### THE TASK
Omit any picture, and return the remaining data exactly as written.

### GIVEN MATERIAL

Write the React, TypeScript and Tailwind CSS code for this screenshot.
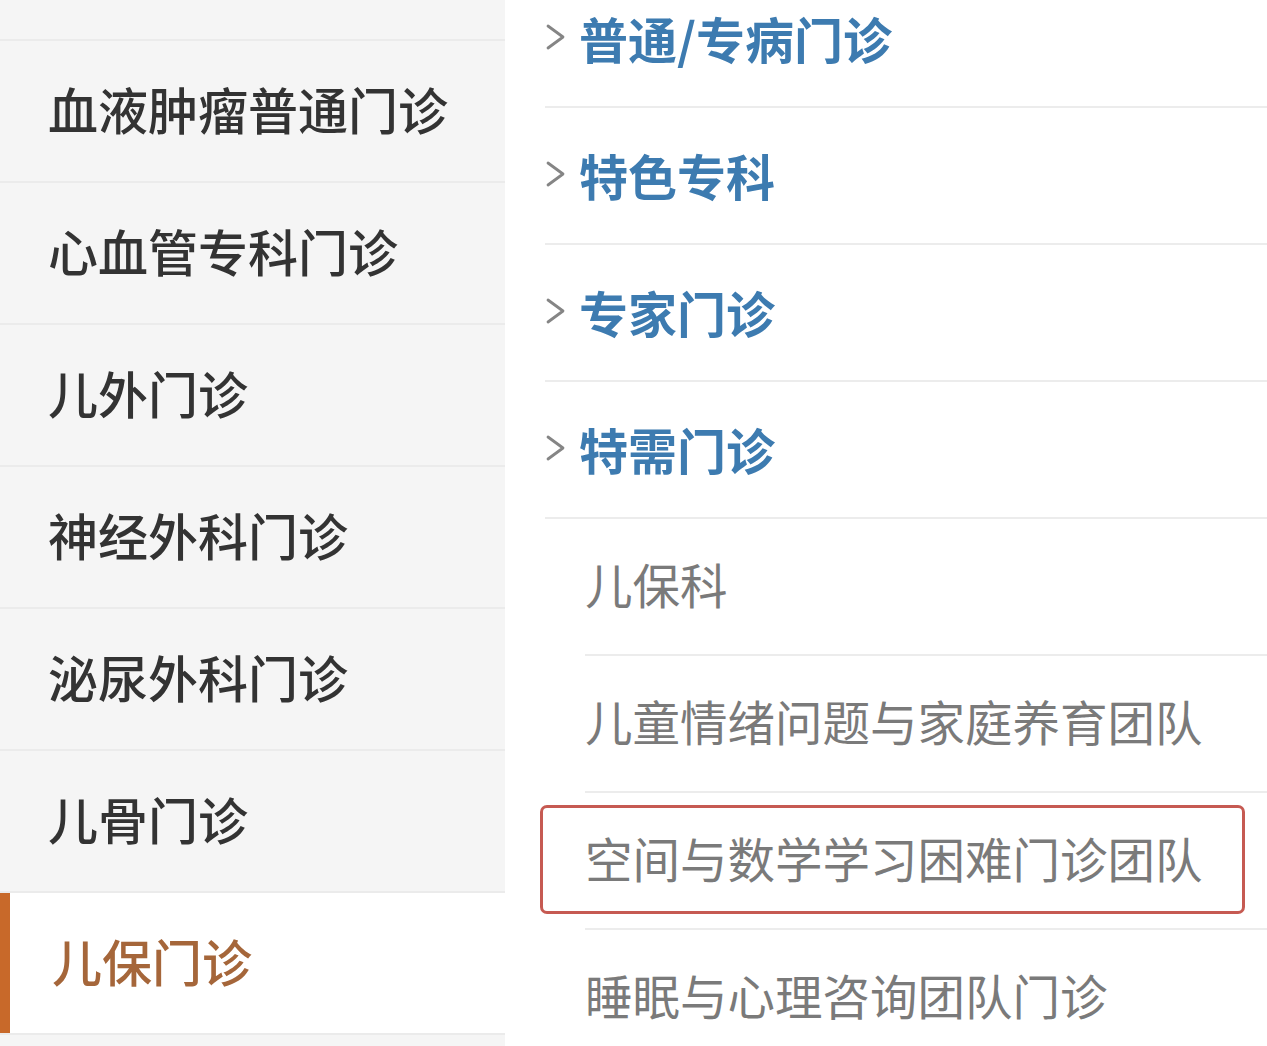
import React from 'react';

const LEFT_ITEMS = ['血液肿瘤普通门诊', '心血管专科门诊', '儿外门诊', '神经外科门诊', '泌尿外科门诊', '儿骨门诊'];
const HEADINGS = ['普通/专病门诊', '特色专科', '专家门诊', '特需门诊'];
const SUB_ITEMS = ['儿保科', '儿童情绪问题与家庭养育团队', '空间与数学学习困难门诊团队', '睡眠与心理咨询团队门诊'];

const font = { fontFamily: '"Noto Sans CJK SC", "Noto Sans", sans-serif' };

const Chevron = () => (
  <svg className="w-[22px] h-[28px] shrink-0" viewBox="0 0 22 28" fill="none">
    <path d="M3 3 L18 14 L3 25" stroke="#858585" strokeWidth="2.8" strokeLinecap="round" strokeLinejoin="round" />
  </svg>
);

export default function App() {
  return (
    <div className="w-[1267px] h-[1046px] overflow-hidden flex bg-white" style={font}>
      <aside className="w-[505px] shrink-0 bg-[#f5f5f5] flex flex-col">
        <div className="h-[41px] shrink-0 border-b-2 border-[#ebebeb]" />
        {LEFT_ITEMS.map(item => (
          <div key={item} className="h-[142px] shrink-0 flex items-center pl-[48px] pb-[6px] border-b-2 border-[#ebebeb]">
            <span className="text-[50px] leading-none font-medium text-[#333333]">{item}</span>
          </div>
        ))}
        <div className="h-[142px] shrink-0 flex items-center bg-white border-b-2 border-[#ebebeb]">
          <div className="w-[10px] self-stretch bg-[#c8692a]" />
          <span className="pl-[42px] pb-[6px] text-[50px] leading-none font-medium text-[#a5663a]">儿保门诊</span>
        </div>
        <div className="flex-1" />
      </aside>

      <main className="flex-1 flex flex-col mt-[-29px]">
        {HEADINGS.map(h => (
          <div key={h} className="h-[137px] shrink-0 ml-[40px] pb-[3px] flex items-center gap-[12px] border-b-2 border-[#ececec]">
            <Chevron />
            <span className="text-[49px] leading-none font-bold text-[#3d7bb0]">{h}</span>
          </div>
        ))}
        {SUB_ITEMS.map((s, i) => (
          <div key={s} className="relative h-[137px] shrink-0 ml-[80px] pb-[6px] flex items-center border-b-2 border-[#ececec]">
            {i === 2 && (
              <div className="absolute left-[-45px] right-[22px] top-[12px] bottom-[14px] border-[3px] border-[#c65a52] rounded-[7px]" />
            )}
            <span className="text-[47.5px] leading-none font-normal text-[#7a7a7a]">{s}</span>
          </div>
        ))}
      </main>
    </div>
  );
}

### SOLUTION
Write the React, TypeScript and Tailwind CSS code for this screenshot.
import React from 'react';

const LEFT_ITEMS = ['血液肿瘤普通门诊', '心血管专科门诊', '儿外门诊', '神经外科门诊', '泌尿外科门诊', '儿骨门诊'];
const HEADINGS = ['普通/专病门诊', '特色专科', '专家门诊', '特需门诊'];
const SUB_ITEMS = ['儿保科', '儿童情绪问题与家庭养育团队', '空间与数学学习困难门诊团队', '睡眠与心理咨询团队门诊'];

const font = { fontFamily: '"Noto Sans CJK SC", "Noto Sans", sans-serif' };

const Chevron = () => (
  <svg className="w-[22px] h-[28px] shrink-0" viewBox="0 0 22 28" fill="none">
    <path d="M3 3 L18 14 L3 25" stroke="#858585" strokeWidth="2.8" strokeLinecap="round" strokeLinejoin="round" />
  </svg>
);

export default function App() {
  return (
    <div className="w-[1267px] h-[1046px] overflow-hidden flex bg-white" style={font}>
      <aside className="w-[505px] shrink-0 bg-[#f5f5f5] flex flex-col">
        <div className="h-[41px] shrink-0 border-b-2 border-[#ebebeb]" />
        {LEFT_ITEMS.map(item => (
          <div key={item} className="h-[142px] shrink-0 flex items-center pl-[48px] pb-[6px] border-b-2 border-[#ebebeb]">
            <span className="text-[50px] leading-none font-medium text-[#333333]">{item}</span>
          </div>
        ))}
        <div className="h-[142px] shrink-0 flex items-center bg-white border-b-2 border-[#ebebeb]">
          <div className="w-[10px] self-stretch bg-[#c8692a]" />
          <span className="pl-[42px] pb-[6px] text-[50px] leading-none font-medium text-[#a5663a]">儿保门诊</span>
        </div>
        <div className="flex-1" />
      </aside>

      <main className="flex-1 flex flex-col mt-[-29px]">
        {HEADINGS.map(h => (
          <div key={h} className="h-[137px] shrink-0 ml-[40px] pb-[3px] flex items-center gap-[12px] border-b-2 border-[#ececec]">
            <Chevron />
            <span className="text-[49px] leading-none font-bold text-[#3d7bb0]">{h}</span>
          </div>
        ))}
        {SUB_ITEMS.map((s, i) => (
          <div key={s} className="relative h-[137px] shrink-0 ml-[80px] pb-[6px] flex items-center border-b-2 border-[#ececec]">
            {i === 2 && (
              <div className="absolute left-[-45px] right-[22px] top-[12px] bottom-[14px] border-[3px] border-[#c65a52] rounded-[7px]" />
            )}
            <span className="text-[47.5px] leading-none font-normal text-[#7a7a7a]">{s}</span>
          </div>
        ))}
      </main>
    </div>
  );
}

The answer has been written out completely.